● EXERCISE PROMPT
Tally how many lines include "React". The number is the whole answer.

---

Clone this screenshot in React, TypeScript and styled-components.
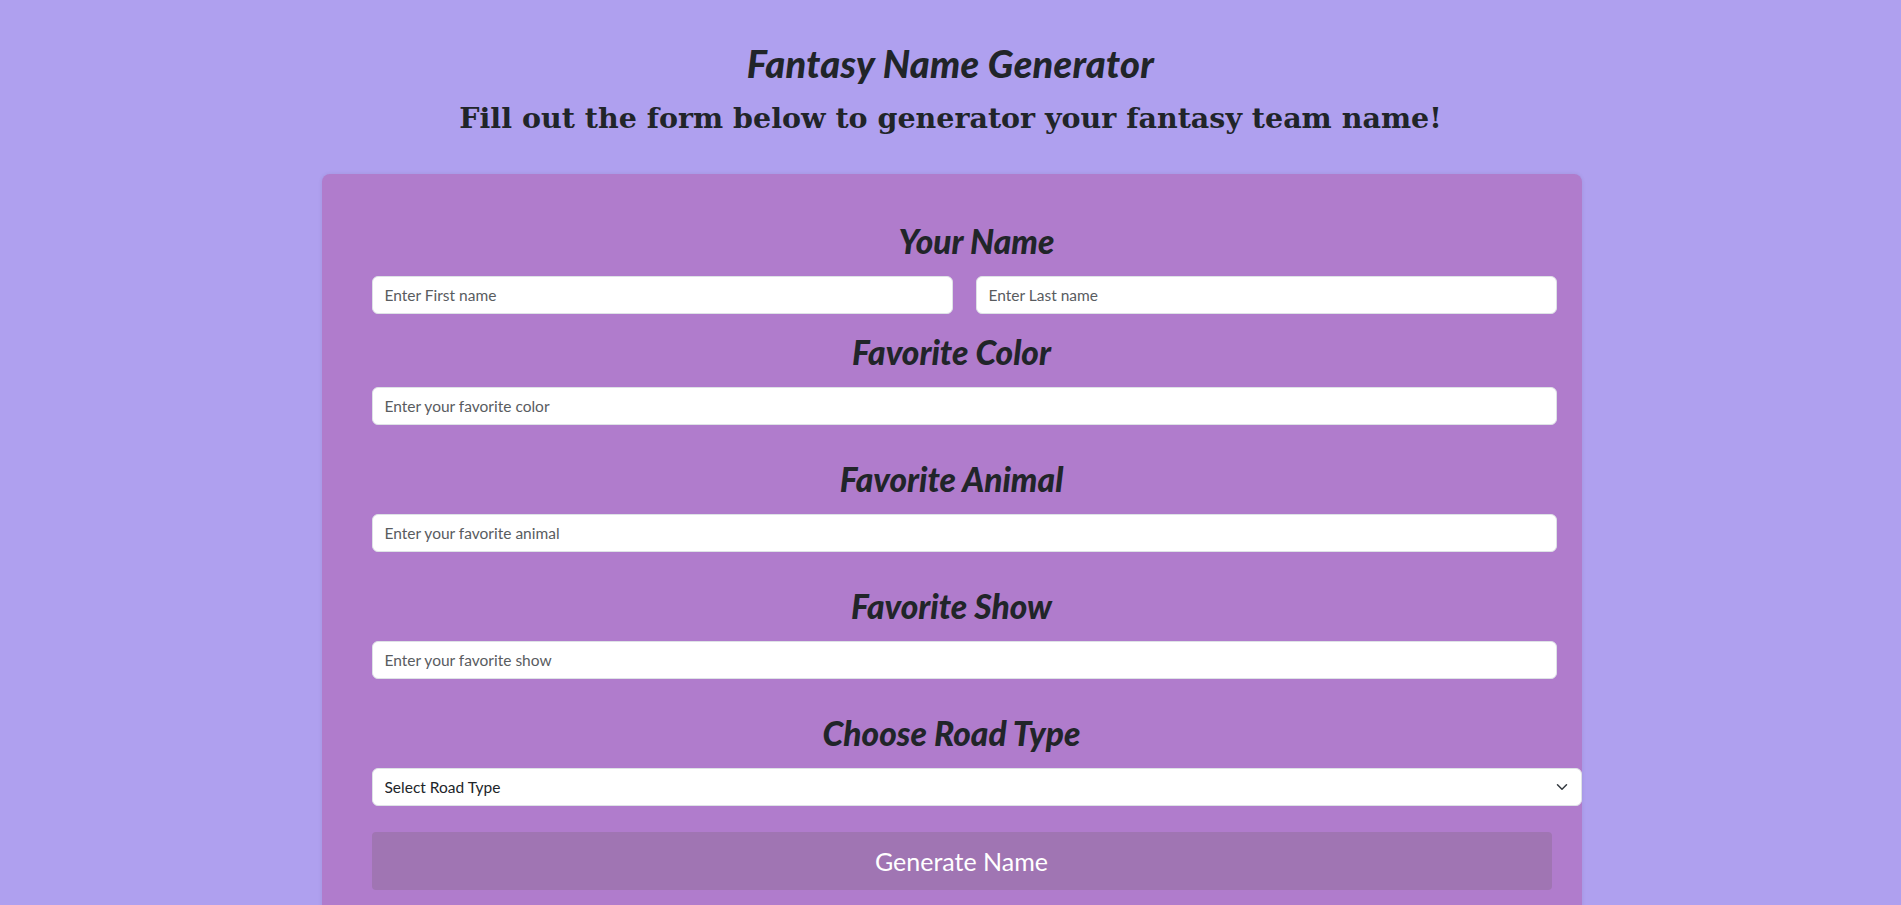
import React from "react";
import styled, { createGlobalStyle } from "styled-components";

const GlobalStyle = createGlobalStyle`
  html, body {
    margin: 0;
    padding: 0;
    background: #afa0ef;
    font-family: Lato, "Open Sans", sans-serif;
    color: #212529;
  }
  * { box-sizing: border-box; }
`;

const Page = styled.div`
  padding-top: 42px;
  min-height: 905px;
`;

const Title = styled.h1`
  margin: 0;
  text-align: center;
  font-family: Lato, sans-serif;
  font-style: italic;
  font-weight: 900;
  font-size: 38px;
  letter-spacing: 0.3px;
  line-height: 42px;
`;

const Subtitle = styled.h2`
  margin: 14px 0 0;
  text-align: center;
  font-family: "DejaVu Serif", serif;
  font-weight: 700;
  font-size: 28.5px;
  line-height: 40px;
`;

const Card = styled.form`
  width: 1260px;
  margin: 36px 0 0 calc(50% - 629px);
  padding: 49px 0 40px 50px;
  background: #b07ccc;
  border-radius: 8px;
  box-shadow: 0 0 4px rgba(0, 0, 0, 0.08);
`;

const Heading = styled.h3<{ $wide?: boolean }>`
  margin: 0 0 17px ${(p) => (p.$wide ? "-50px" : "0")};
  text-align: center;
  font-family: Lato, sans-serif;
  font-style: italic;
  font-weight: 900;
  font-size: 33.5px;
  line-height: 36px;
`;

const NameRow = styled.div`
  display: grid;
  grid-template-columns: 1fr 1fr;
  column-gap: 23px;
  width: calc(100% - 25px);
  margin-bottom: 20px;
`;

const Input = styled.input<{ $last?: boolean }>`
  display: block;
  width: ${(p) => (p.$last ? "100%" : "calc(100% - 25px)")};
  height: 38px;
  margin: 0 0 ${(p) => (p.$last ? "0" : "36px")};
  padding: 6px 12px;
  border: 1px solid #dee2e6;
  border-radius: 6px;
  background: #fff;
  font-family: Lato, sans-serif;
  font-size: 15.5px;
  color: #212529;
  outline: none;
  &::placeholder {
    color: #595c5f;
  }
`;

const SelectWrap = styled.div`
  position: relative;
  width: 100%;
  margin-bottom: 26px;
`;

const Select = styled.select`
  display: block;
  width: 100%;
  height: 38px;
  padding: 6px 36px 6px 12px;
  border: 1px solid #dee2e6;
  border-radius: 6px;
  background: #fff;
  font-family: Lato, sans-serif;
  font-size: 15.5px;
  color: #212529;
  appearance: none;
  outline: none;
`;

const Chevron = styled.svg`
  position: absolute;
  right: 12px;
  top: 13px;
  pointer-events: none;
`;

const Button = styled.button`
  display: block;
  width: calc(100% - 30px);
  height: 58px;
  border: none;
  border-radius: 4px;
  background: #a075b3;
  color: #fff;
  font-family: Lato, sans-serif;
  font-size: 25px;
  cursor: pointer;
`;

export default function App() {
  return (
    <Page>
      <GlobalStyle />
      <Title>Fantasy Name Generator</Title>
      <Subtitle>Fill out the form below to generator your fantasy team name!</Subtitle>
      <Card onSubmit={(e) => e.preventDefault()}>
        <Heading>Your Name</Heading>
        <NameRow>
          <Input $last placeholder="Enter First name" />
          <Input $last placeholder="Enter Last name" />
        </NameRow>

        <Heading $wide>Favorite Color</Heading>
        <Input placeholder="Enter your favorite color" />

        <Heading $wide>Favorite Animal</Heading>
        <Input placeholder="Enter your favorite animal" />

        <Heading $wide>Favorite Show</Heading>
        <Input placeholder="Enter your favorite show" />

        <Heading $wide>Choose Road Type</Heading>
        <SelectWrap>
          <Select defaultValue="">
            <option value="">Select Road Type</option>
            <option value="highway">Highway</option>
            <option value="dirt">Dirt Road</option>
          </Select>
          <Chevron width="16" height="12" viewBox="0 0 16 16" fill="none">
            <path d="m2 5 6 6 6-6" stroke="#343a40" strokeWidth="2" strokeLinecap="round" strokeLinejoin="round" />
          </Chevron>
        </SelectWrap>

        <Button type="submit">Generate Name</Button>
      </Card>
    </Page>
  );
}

---

● RESPONSE TO THE TASK
2